### Task material
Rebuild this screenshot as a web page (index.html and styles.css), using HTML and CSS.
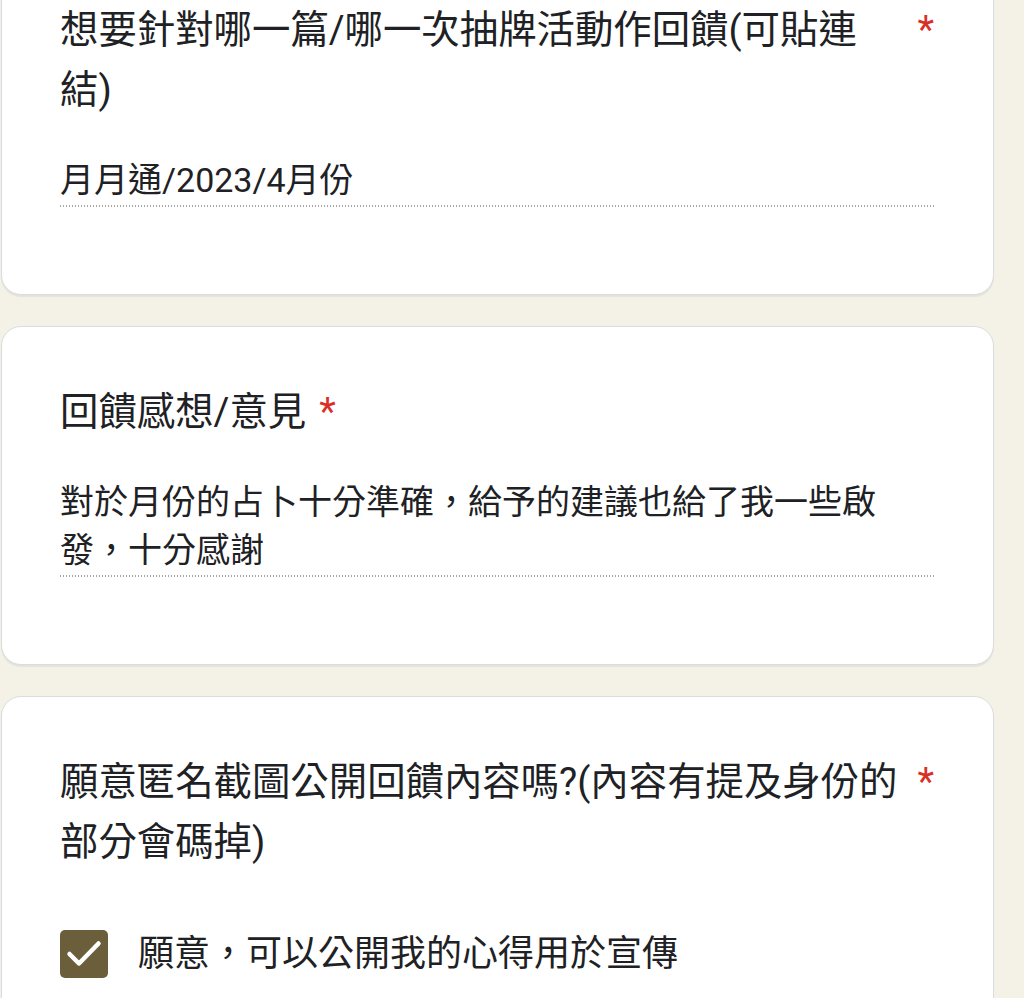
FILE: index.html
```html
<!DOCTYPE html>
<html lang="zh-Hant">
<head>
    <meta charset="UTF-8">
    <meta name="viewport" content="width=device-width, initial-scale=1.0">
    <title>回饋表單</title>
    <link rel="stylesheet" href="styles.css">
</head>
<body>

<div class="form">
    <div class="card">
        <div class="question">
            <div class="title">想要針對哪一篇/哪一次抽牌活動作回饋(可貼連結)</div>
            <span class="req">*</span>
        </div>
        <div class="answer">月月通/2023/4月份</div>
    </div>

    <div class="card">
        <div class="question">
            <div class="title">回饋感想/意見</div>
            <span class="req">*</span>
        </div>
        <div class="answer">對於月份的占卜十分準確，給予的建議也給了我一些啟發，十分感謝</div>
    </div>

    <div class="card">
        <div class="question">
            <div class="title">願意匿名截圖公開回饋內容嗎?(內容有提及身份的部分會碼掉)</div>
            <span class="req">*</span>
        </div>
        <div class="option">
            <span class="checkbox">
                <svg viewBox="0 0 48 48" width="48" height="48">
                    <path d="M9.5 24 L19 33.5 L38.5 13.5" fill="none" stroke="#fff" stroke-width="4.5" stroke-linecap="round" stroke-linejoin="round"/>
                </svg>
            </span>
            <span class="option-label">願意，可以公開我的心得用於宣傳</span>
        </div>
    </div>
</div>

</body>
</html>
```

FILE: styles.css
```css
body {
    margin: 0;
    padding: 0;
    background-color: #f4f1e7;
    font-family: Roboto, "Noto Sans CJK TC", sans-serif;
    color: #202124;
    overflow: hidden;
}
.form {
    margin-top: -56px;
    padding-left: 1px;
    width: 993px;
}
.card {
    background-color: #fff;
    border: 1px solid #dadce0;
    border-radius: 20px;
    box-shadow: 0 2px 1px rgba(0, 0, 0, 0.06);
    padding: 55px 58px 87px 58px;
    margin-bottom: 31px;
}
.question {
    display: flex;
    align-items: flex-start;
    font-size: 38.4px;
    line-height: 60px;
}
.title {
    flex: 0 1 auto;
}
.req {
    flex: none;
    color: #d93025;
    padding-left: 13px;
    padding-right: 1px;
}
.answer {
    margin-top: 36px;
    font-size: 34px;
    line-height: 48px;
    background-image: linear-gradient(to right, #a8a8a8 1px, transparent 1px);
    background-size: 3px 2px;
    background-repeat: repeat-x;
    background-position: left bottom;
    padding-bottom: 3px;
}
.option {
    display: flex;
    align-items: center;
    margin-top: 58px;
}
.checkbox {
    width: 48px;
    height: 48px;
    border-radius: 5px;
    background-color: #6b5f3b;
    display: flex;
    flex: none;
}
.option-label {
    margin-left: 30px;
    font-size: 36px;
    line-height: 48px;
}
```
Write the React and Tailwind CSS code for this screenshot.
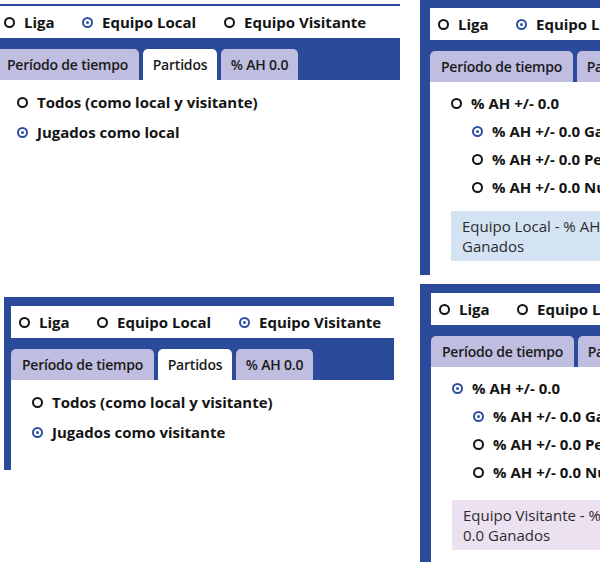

### What the exercise asks
Your task is to repeat the data above exactly while excluding the pictures.

### Result below
Rebuild this screenshot as a web page (index.html and styles.css), using HTML and CSS.
FILE: index.html
```html
<!DOCTYPE html>
<html lang="zh-Hant">
<head>
    <meta charset="UTF-8">
    <meta name="viewport" content="width=device-width, initial-scale=1.0">
    <title>回饋表單</title>
    <link rel="stylesheet" href="styles.css">
</head>
<body>

<div class="form">
    <div class="card">
        <div class="question">
            <div class="title">想要針對哪一篇/哪一次抽牌活動作回饋(可貼連結)</div>
            <span class="req">*</span>
        </div>
        <div class="answer">月月通/2023/4月份</div>
    </div>

    <div class="card">
        <div class="question">
            <div class="title">回饋感想/意見</div>
            <span class="req">*</span>
        </div>
        <div class="answer">對於月份的占卜十分準確，給予的建議也給了我一些啟發，十分感謝</div>
    </div>

    <div class="card">
        <div class="question">
            <div class="title">願意匿名截圖公開回饋內容嗎?(內容有提及身份的部分會碼掉)</div>
            <span class="req">*</span>
        </div>
        <div class="option">
            <span class="checkbox">
                <svg viewBox="0 0 48 48" width="48" height="48">
                    <path d="M9.5 24 L19 33.5 L38.5 13.5" fill="none" stroke="#fff" stroke-width="4.5" stroke-linecap="round" stroke-linejoin="round"/>
                </svg>
            </span>
            <span class="option-label">願意，可以公開我的心得用於宣傳</span>
        </div>
    </div>
</div>

</body>
</html>
```

FILE: styles.css
```css
body {
    margin: 0;
    padding: 0;
    background-color: #f4f1e7;
    font-family: Roboto, "Noto Sans CJK TC", sans-serif;
    color: #202124;
    overflow: hidden;
}
.form {
    margin-top: -56px;
    padding-left: 1px;
    width: 993px;
}
.card {
    background-color: #fff;
    border: 1px solid #dadce0;
    border-radius: 20px;
    box-shadow: 0 2px 1px rgba(0, 0, 0, 0.06);
    padding: 55px 58px 87px 58px;
    margin-bottom: 31px;
}
.question {
    display: flex;
    align-items: flex-start;
    font-size: 38.4px;
    line-height: 60px;
}
.title {
    flex: 0 1 auto;
}
.req {
    flex: none;
    color: #d93025;
    padding-left: 13px;
    padding-right: 1px;
}
.answer {
    margin-top: 36px;
    font-size: 34px;
    line-height: 48px;
    background-image: linear-gradient(to right, #a8a8a8 1px, transparent 1px);
    background-size: 3px 2px;
    background-repeat: repeat-x;
    background-position: left bottom;
    padding-bottom: 3px;
}
.option {
    display: flex;
    align-items: center;
    margin-top: 58px;
}
.checkbox {
    width: 48px;
    height: 48px;
    border-radius: 5px;
    background-color: #6b5f3b;
    display: flex;
    flex: none;
}
.option-label {
    margin-left: 30px;
    font-size: 36px;
    line-height: 48px;
}
```
Write the React and Tailwind CSS code for this screenshot.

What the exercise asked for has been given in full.